I have been stuck with the following problem for hours, and I was hoping someone could give me a hint to attack it. Thanks! We define a distribution as a function together with a linear ordering on the preimage of each element of the codomain. Using exponential generating functions, we want to obtain the formula $$ {n \choose k} (n-1)_{n-k}$$ for the number of surjective distributions from a set n labelled objects to a set of k labelled places.
Particularly, I am trying to solve the problem by using the theory of species. I know that the number of surjections from a $n$-element set to a $k$-element set is $k!S(n,k)$, where $S(n,k)$ is the Stirling number of the second kind, but I don't know how to combine this with the fact that we have the linear ordering on the preimage of each element of the codomian.
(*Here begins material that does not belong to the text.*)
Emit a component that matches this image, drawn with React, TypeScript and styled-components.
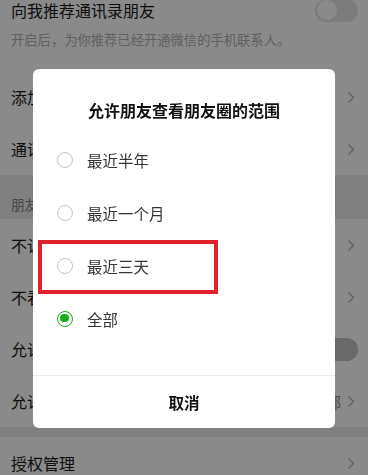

That formula appears to be incorrect. There are $12$ distributions from $[3]$ to $[2]$, not
$$\binom32(3-1)^{\underline{3-2}}=6\;.$$
There is a bijection between distributions from $[n]$ to $[k]$ and ordered pairs $\langle\pi,K\rangle$ such that $\pi$ is a permutation of $[n]$ and $K$ is a $(k-1)$-subset of the $n-1$ spaces between adjacent elements of $\pi$. For example, the distribution from $[6]$ to $[3]$ that sends $1,3$, and $4$ to $1$ and orders them $314$, sends $6$ to $2$, and sends $2$ and $5$ to $3$ and orders them $52$ corresponds to $314|6|52$, where $\pi=314652$ and the bars show which $2$ spaces are in $K$. There are $n!$ permutations and $\binom{n-1}{k-1}$ ways to choose $K$, so there are
$$\binom{n-1}{k-1}n!=\binom{n-1}{n-k}n!=\frac{(n-1)^{\underline{n-k}}}{(n-k)!}n!=k!\binom{n}k(n-1)^{\underline{n-k}}$$
distributions from $[n]$ to $[k]$. Thus, your formula is missing a factor of $k!$.